╔══
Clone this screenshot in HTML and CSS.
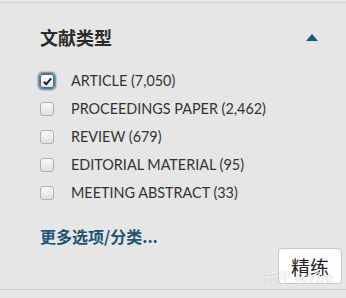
FILE: index.html
```html
<!DOCTYPE html>
<html lang="zh">
<head>
<meta charset="utf-8">
<link rel="stylesheet" href="styles.css">
</head>
<body>
<div class="panel">
  <div class="head">
    <h2 class="title">文献类型</h2>
    <span class="caret"></span>
  </div>
  <ul class="list">
    <li class="row"><span class="box checked"><svg viewBox="0 0 12 12" width="11" height="11"><path d="M2 6.3 L4.6 9 L10 2.6" fill="none" stroke="#222" stroke-width="2.2"/></svg></span><span class="label">ARTICLE (7,050)</span></li>
    <li class="row"><span class="box"></span><span class="label">PROCEEDINGS PAPER (2,462)</span></li>
    <li class="row"><span class="box"></span><span class="label">REVIEW (679)</span></li>
    <li class="row"><span class="box"></span><span class="label">EDITORIAL MATERIAL (95)</span></li>
    <li class="row"><span class="box"></span><span class="label">MEETING ABSTRACT (33)</span></li>
  </ul>
  <a class="more">更多选项/分类...</a>
  <div class="actions">
    <button class="refine">精练</button>
    <span class="watermark">知乎 @Fire</span>
  </div>
</div>
<div class="foot"></div>
</body>
</html>
```
FILE: styles.css
```css
html, body {
  margin: 0;
  padding: 0;
  background: #e6e6e6;
}
body {
  width: 346px;
  height: 298px;
  overflow: hidden;
  font-family: "Lato", "Noto Sans CJK SC", sans-serif;
  color: #333;
}
.panel {
  margin-top: 2px;
  border-top: 1px solid #d2d2d2;
  border-bottom: 1px solid #cfcfcf;
  padding: 0 4px 3px 40px;
  height: 288px;
  box-sizing: border-box;
  display: flex;
  flex-direction: column;
}
.head {
  display: flex;
  justify-content: space-between;
  align-items: center;
  margin-top: 22px;
  padding-right: 24px;
  height: 24px;
}
.title {
  margin: 0;
  font-size: 18px;
  font-weight: 700;
  line-height: 24px;
  font-family: "Noto Sans CJK SC", sans-serif;
  color: #2b2b2b;
}
.caret {
  width: 0;
  height: 0;
  border-left: 6.5px solid transparent;
  border-right: 6.5px solid transparent;
  border-bottom: 7px solid #1b5a7a;
  margin-top: 1px;
}
.list {
  list-style: none;
  margin: 18px 0 0 0;
  padding: 0;
}
.row {
  display: flex;
  align-items: center;
  height: 28px;
}
.box {
  width: 14px;
  height: 14px;
  box-sizing: border-box;
  border: 1px solid #aeaeae;
  border-radius: 3px;
  background: linear-gradient(#fafafa, #e0e0e0);
  display: flex;
  align-items: center;
  justify-content: center;
  margin-right: 17px;
}
.box.checked {
  border-color: #3c6f8c;
  background: linear-gradient(#ffffff, #e8e8e8);
  box-shadow: 0 0 2px 2px rgba(27, 90, 122, 0.75);
}
.label {
  font-size: 14.4px;
  line-height: 18px;
  color: #333;
}
.more {
  margin-top: 19px;
  font-family: "Noto Sans CJK SC", sans-serif;
  font-weight: 700;
  font-size: 16px;
  line-height: 20px;
  color: #1b5474;
}
.actions {
  display: flex;
  justify-content: flex-end;
  margin-top: 2px;
  position: relative;
}
.refine {
  width: 64px;
  height: 36px;
  background: #fff;
  border: 1px solid #c8c8c8;
  border-radius: 4px;
  font-family: "Noto Sans CJK SC", sans-serif;
  font-size: 19px;
  color: #222;
  padding: 0;
}
.watermark {
  position: absolute;
  right: 9px;
  top: 21px;
  font-family: "Noto Sans CJK SC", sans-serif;
  font-size: 14px;
  line-height: 16px;
  color: rgba(255, 255, 255, 0.85);
  text-shadow: 0 0 1px rgba(0, 0, 0, 0.25);
  pointer-events: none;
}
.foot {
  height: 8px;
}
```
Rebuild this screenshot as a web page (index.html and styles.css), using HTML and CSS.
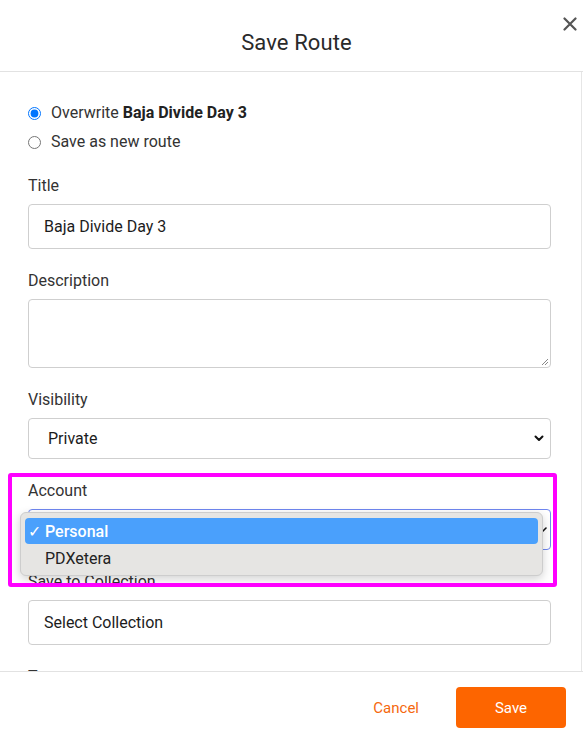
FILE: index.html
```html
<!DOCTYPE html>
<html lang="en">
<head>
<meta charset="utf-8">
<title>Save Route</title>
<link rel="stylesheet" href="styles.css">
</head>
<body>
<div class="modal">
  <header class="modal-header">
    <h1 class="modal-title">Save Route</h1>
    <button class="close" aria-label="Close">
      <svg width="14" height="14" viewBox="0 0 14 14"><path d="M1.5 1.5 L12.5 12.5 M12.5 1.5 L1.5 12.5" stroke="#555" stroke-width="2.2" stroke-linecap="round" fill="none"/></svg>
    </button>
  </header>

  <main class="modal-body">
    <div class="radios">
      <label class="radio-row"><input type="radio" name="mode" checked> <span>Overwrite <b>Baja Divide Day 3</b></span></label>
      <label class="radio-row"><input type="radio" name="mode"> <span>Save as new route</span></label>
    </div>

    <div class="field">
      <label class="field-label">Title</label>
      <div class="input input-tall">Baja Divide Day 3</div>
    </div>

    <div class="field">
      <label class="field-label">Description</label>
      <div class="textarea">
        <svg class="grip" width="9" height="9" viewBox="0 0 9 9"><path d="M8 2 L2 8 M8 5 L5 8" stroke="#888" stroke-width="1" fill="none"/></svg>
      </div>
    </div>

    <div class="field">
      <label class="field-label">Visibility</label>
      <div class="select">
        <span class="select-value">Private</span>
        <svg class="chev" width="10" height="7" viewBox="0 0 10 7"><path d="M1.5 1.5 L5 5 L8.5 1.5" stroke="#111" stroke-width="2" fill="none" stroke-linecap="round" stroke-linejoin="round"/></svg>
      </div>
    </div>

    <div class="field account">
      <label class="field-label">Account</label>
      <div class="select select-focus">
        <span class="select-value">Personal</span>
        <svg class="chev chev-small" width="6" height="8" viewBox="0 0 6 8"><path d="M1 6 L5 2" stroke="#111" stroke-width="1.6" fill="none" stroke-linecap="round"/></svg>
      </div>
      <ul class="popup">
        <li class="opt opt-active"><span class="check">✓</span>Personal</li>
        <li class="opt">PDXetera</li>
      </ul>
      <div class="highlight"></div>
    </div>

    <div class="field">
      <label class="field-label">Save to Collection</label>
      <div class="input input-tall">Select Collection</div>
    </div>

    <div class="field">
      <label class="field-label">Tags</label>
    </div>
  </main>

  <footer class="modal-footer">
    <button class="btn-cancel">Cancel</button>
    <button class="btn-save">Save</button>
  </footer>
</div>
</body>
</html>
```

FILE: styles.css
```css
* { box-sizing: border-box; }

html, body {
  margin: 0;
  padding: 0;
  background: #fff;
}

body {
  font-family: Roboto, "Liberation Sans", Arial, sans-serif;
  color: #2b2b2b;
  width: 583px;
  height: 740px;
  overflow: hidden;
}

.modal {
  display: flex;
  flex-direction: column;
  height: 740px;
}

.modal-header {
  position: relative;
  height: 72px;
  border-bottom: 1px solid #e2e2e2;
  display: flex;
  align-items: center;
  justify-content: center;
  padding-left: 10px;
  padding-top: 13px;
  flex: none;
}

.modal-title {
  margin: 0;
  font-size: 22px;
  font-weight: 400;
  color: #2a2a2a;
  letter-spacing: 0.1px;
}

.close {
  position: absolute;
  top: 16px;
  right: 5px;
  width: 16px;
  height: 16px;
  padding: 0;
  border: 0;
  background: none;
  display: flex;
  align-items: center;
  justify-content: center;
}

.modal-body {
  height: 599px;
  flex: none;
  width: 582px;
  border-right: 1px solid #e6e6e6;
  overflow: hidden;
  padding: 31px 30px 0 28px;
}

.radios {
  display: flex;
  flex-direction: column;
  gap: 9px;
  margin-bottom: 24px;
}

.radio-row {
  display: flex;
  align-items: center;
  gap: 10px;
  font-size: 16px;
  line-height: 20px;
  color: #333;
}

.radio-row input {
  margin: 0;
  width: 13px;
  height: 13px;
}

.radio-row b {
  font-weight: 700;
  color: #222;
}

.field {
  display: flex;
  flex-direction: column;
  gap: 8px;
  margin-bottom: 22px;
}

.field-label {
  font-size: 16px;
  line-height: 20px;
  color: #333;
}

.input {
  height: 45px;
  border: 1px solid #cfcfcf;
  border-radius: 4px;
  padding: 0 15px;
  display: flex;
  align-items: center;
  font-size: 16px;
  color: #1c1c1c;
}

.textarea {
  position: relative;
  height: 69px;
  border: 1px solid #cfcfcf;
  border-radius: 4px;
}

.grip {
  position: absolute;
  right: 1px;
  bottom: 1px;
}

.select {
  position: relative;
  height: 41px;
  border: 1px solid #cfcfcf;
  border-radius: 4px;
  padding: 0 19px;
  display: flex;
  align-items: center;
  justify-content: space-between;
  font-size: 16px;
  color: #1c1c1c;
}

.select-focus {
  border-color: #6f86f0;
}

.chev {
  margin-right: -13px;
}

.chev-small {
  margin-right: -16px;
}

.account {
  position: relative;
}

.popup {
  position: absolute;
  left: -8px;
  top: 31px;
  width: 523px;
  height: 64px;
  margin: 0;
  padding: 5px 4px;
  list-style: none;
  background: #e6e5e3;
  border: 1px solid #cdcdcd;
  border-radius: 6px;
  box-shadow: 0 3px 10px rgba(0, 0, 0, 0.18);
  z-index: 2;
}

.opt {
  height: 26px;
  display: flex;
  align-items: center;
  padding-left: 20px;
  font-size: 16px;
  color: #222;
  border-radius: 4px;
  position: relative;
}

.opt-active {
  background: #4aa0fc;
  color: #fff;
  font-weight: 500;
  margin-bottom: 1px;
}

.check {
  position: absolute;
  left: 3px;
  font-size: 16px;
  font-weight: 400;
}

.highlight {
  position: absolute;
  left: -20px;
  top: -8px;
  width: 549px;
  height: 114px;
  border: 4px solid #ff00ff;
  border-radius: 3px;
  pointer-events: none;
  z-index: 3;
}

.modal-footer {
  flex: 1;
  display: flex;
  align-items: center;
  justify-content: flex-end;
  gap: 37px;
  padding: 3px 17px 0 0;
  border-top: 1px solid #e2e2e2;
}

.btn-cancel {
  border: 0;
  background: none;
  font-family: inherit;
  font-size: 15px;
  color: #f5680e;
  padding: 0;
}

.btn-save {
  width: 110px;
  height: 41px;
  border: 0;
  border-radius: 4px;
  background: #fd6500;
  color: #fff;
  font-family: inherit;
  font-size: 15px;
}
```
╚══
▶ WHAT IS BEING ASKED:
Locate each line containing the string "this" and show it.

▶ THE RESPONSE:
Clone this screenshot in HTML and CSS.
Rebuild this screenshot as a web page (index.html and styles.css), using HTML and CSS.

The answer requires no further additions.